Peter’s sermon is given to “devout Jewish people from every nation”. This is a gathering of the most religious and faithful people in the world at the time. Peter’s message to them – you are just like everyone. You need to call out to the Lord just like those who you think are “far off” (v.38). He called them to repent. Their religious devotion couldn’t save them. Peter is clear – Jesus doesn’t just offend “sinners”; Jesus offends everyone who thinks their goodness is better than anyone else’s. Jesus is offensive to everyone.


When Peter pauses to catch his breath, the crowd asks, “What should we do?” (v.37) We can imagine Peter thinking, “Do!? Have you been listing to my sermon! I didn’t say you needed to do anything. I’ve been talking about Jesus - It’s all been done by Him. Just turn your life toward Him, He will do it for you and in you. Be baptized in his name. Let your name (all that you are and have done) be washed, covered and submerged into His name (all that He is and has done).” It’s that effortless, like water being poured over you. We just call on Him and he does the rest. Calling on Jesus is more effortless than anything.

You might be thinking, “If it’s that effortless and easy then why isn’t it automatic? Doesn’t something need to happen for someone to become or to grow as a Christian?” Yes! But it’s not something we can just do or decide upon ourselves – like a new diet or a self-help resolution. The Word has to pierce us and cut us in the deepest place in the core of our being (our heart, v.36). No one calls out until they’re first cut to the heart.

How does the human heart get pierced? It’s when the words “Jesus, whom you crucified” become personal. The cross show us the true nature and depth of our sin. But at the same time, the cross shows us the true nature and depth of God’s love for us, personally. What pierces the heart is when one can say "Christ Jesus came into the world to save sinners - and I am the worst of them.” (1 Tim 1:15). Calling on Jesus is more painful than anything. It’s this painful piercing that finally breaks the hardness of our hearts so that God can pour in His Spirit, his love, his forgiveness and his grace.

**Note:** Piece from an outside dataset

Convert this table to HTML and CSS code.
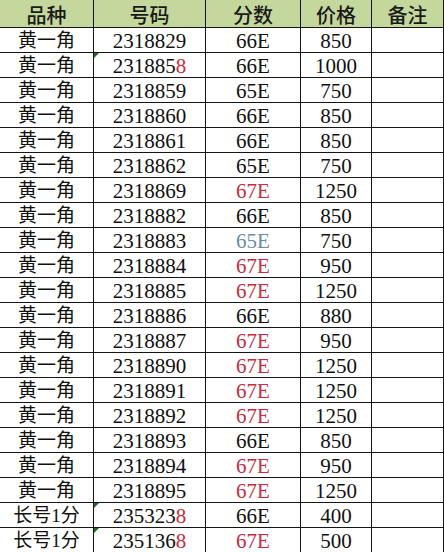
FILE: index.html
```html
<!DOCTYPE html>
<html lang="zh">
<head>
<meta charset="utf-8">
<title>号码表</title>
<link rel="stylesheet" href="styles.css">
</head>
<body>
<table class="sheet">
  <colgroup>
    <col class="c1"><col class="c2"><col class="c3"><col class="c4"><col class="c5">
  </colgroup>
  <thead>
    <tr><th>品种</th><th>号码</th><th>分数</th><th>价格</th><th>备注</th></tr>
  </thead>
  <tbody>
    <tr><td class="cn">黄一角</td><td>2318829</td><td>66E</td><td>850</td><td></td></tr>
    <tr><td class="cn">黄一角</td><td class="flag">231885<span class="red">8</span></td><td>66E</td><td>1000</td><td></td></tr>
    <tr><td class="cn">黄一角</td><td>2318859</td><td>65E</td><td>750</td><td></td></tr>
    <tr><td class="cn">黄一角</td><td>2318860</td><td>66E</td><td>850</td><td></td></tr>
    <tr><td class="cn">黄一角</td><td>2318861</td><td>66E</td><td>850</td><td></td></tr>
    <tr><td class="cn">黄一角</td><td>2318862</td><td>65E</td><td>750</td><td></td></tr>
    <tr><td class="cn">黄一角</td><td>2318869</td><td class="red">67E</td><td>1250</td><td></td></tr>
    <tr><td class="cn">黄一角</td><td>2318882</td><td>66E</td><td>850</td><td></td></tr>
    <tr><td class="cn">黄一角</td><td>2318883</td><td class="blue">65E</td><td>750</td><td></td></tr>
    <tr><td class="cn">黄一角</td><td>2318884</td><td class="red">67E</td><td>950</td><td></td></tr>
    <tr><td class="cn">黄一角</td><td>2318885</td><td class="red">67E</td><td>1250</td><td></td></tr>
    <tr><td class="cn">黄一角</td><td>2318886</td><td>66E</td><td>880</td><td></td></tr>
    <tr><td class="cn">黄一角</td><td>2318887</td><td class="red">67E</td><td>950</td><td></td></tr>
    <tr><td class="cn">黄一角</td><td>2318890</td><td class="red">67E</td><td>1250</td><td></td></tr>
    <tr><td class="cn">黄一角</td><td>2318891</td><td class="red">67E</td><td>1250</td><td></td></tr>
    <tr><td class="cn">黄一角</td><td>2318892</td><td class="red">67E</td><td>1250</td><td></td></tr>
    <tr><td class="cn">黄一角</td><td>2318893</td><td>66E</td><td>850</td><td></td></tr>
    <tr><td class="cn">黄一角</td><td>2318894</td><td class="red">67E</td><td>950</td><td></td></tr>
    <tr><td class="cn">黄一角</td><td>2318895</td><td class="red">67E</td><td>1250</td><td></td></tr>
    <tr><td class="cn">长号1分</td><td class="flag">235323<span class="red">8</span></td><td>66E</td><td>400</td><td></td></tr>
    <tr><td class="cn">长号1分</td><td class="flag">235136<span class="red">8</span></td><td class="red">67E</td><td>500</td><td></td></tr>
  </tbody>
</table>
</body>
</html>
```

FILE: styles.css
```css
html, body {
  margin: 0;
  padding: 0;
  background: #ffffff;
}

.sheet {
  border-collapse: separate;
  border-spacing: 0;
  table-layout: fixed;
  width: 444px;
  font-family: "Liberation Serif", "Noto Sans CJK SC", serif;
  color: #111111;
}

.c1 { width: 94px; }
.c2 { width: 112px; }
.c3 { width: 95px; }
.c4 { width: 71px; }
.c5 { width: 72px; }

.sheet th,
.sheet td {
  padding: 0;
  text-align: center;
  white-space: nowrap;
  border-right: 1px solid #151515;
  border-bottom: 1px solid #151515;
  box-sizing: border-box;
  overflow: hidden;
}

.sheet th {
  height: 28px;
  background: #c4d79c;
  font-family: "Noto Sans CJK SC", sans-serif;
  font-size: 20px;
  font-weight: 500;
  line-height: 24px;
  padding-top: 3px;
  color: #1a1a1a;
}

.sheet td {
  height: 25px;
  font-size: 21px;
  line-height: 22px;
  padding-top: 2px;
}

.sheet td.cn {
  font-size: 19px;
}

.flag {
  position: relative;
}

.flag::before {
  content: "";
  position: absolute;
  left: 0;
  top: 0;
  width: 0;
  height: 0;
  border-top: 5px solid #1f6b2a;
  border-right: 5px solid transparent;
}

.red {
  color: #cc2a3e;
}

.blue {
  color: #6a8ca8;
}
```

Peter spends most of his sermon showing how calling on the “name of the Lord” means calling on Jesus. In the bible “name” = “person”. The name of the Lord is shorthand for all of who Jesus is and all that he has done, is doing and will do. This puts everything we do into perspective. Nothing we do to become Christians or grow as Christians is outside of our personal connection, union and relationship to Him. Everything must come back to the name of Jesus. We don’t call on Jesus to get something from Him. We call on Him. What we most need is not to get something from Him, what we most need is His name - Him.

Peter also shows from Scripture that calling on Jesus means calling on Him as Lord. In quoting Psalm 110 (v.34-35), Peter announces that Jesus is the Lord at God’s right hand and that everything must (and will) come under the name of Jesus. The bible says there are only 3 categories of persons in the universe – the Lord, those who call upon the name of the Lord and the enemies of the Lord. What Jesus shows us in His life, death and resurrection is that the hostility is not on God’s side but on ours. We could summarize the whole ministry and teaching of Jesus as announcing to the world, “God is NOT your enemy!” This is the lie beneath all other lies. Our true enemies are our own self-centeredness/independence, our self-righteousness, sin, the flesh, the world and the devil - everything that works to keep us away from God and knowing that he loves us and he made us for joy in his presence. Here is the key to Christian obedience - when we see God is not and never can be our enemy. Everything he calls us to surrender to Him is for our ultimate good. This is the message of the cross (Romans 5:10) When we see this, we gladly submit everything to him.


There is a certainty in these last three words. As Peter concludes, he says we can know with “certainty this Jesus is Lord and Messiah”. When we look for certainty in what we do, how good or consistent we are, or how we feel we will be disappointed. These things are not certain. When we look for certainty in finances, success, achievements, relationships, theology, doctrine, we will be disappointed. None of these things are certain. But when our certainty is found in “this Jesus”, He will never fail us.


1.       What about the sermon most impacted you or left you with questions?

2.      In what ways can churches or Christians communicate exclusion instead of the radical inclusion of Jesus (even unintentionally)? What can be done about this?

3.       How does Jesus especially offend devout, religious, good people? Has he offended you in this way?

4.      How can becoming and growing as a Christian be more effortless and more painful than anything – at the same time? Have you experienced this dynamic in your relationship with God?

5.      Have you ever realized you were calling out to Jesus more to get something from Him than to get “more of Him”? Is there anything wrong with this? What’s the difference?

6.      What do you most struggle with placing under the Lordship of Jesus? Do you think it could be rooted in the belief that God is your enemy? Why or why not?

7.       What feels most uncertain in your life right now? How might knowing with certainty that Jesus is Lord and Messiah give you endurance, encouragement and hope?

BONUS EXERCISE - The First Sermon – A Gospel Test

You know it’s not the gospel if…

1.       It causes you to look down on, exclude, denigrate or ignore any person, in any way because of their age, gender, race or social class.

2.      It doesn’t offend you by calling you to repent of your best religious efforts and goodness.

3.       It’s telling your main problem are due to a lack of self-effort.

4.      It doesn’t cut you to the core and pierce your heart.

5.      It minimizes or excuses sin.

6.      It makes a bigger deal about or focuses more on sin than on the name of Jesus.

7.       It’s more about getting something from Jesus than about knowing more of Jesus.

8.      It doesn’t call you to bring everything in your life under Jesus, no exceptions.

9.      It makes God out to be your enemy.

10.   It points you toward certainty in anything or anyone other than Jesus (who He is and what He’s done).


·         Do you disagree with or have reservations/questions any of these 10 statements? Explain.

·         Which of these do you tend to most lose sight of or is hardest for you to grasp? Why?

·         Which of these do you most need to remember and hold onto in your life right now? Why?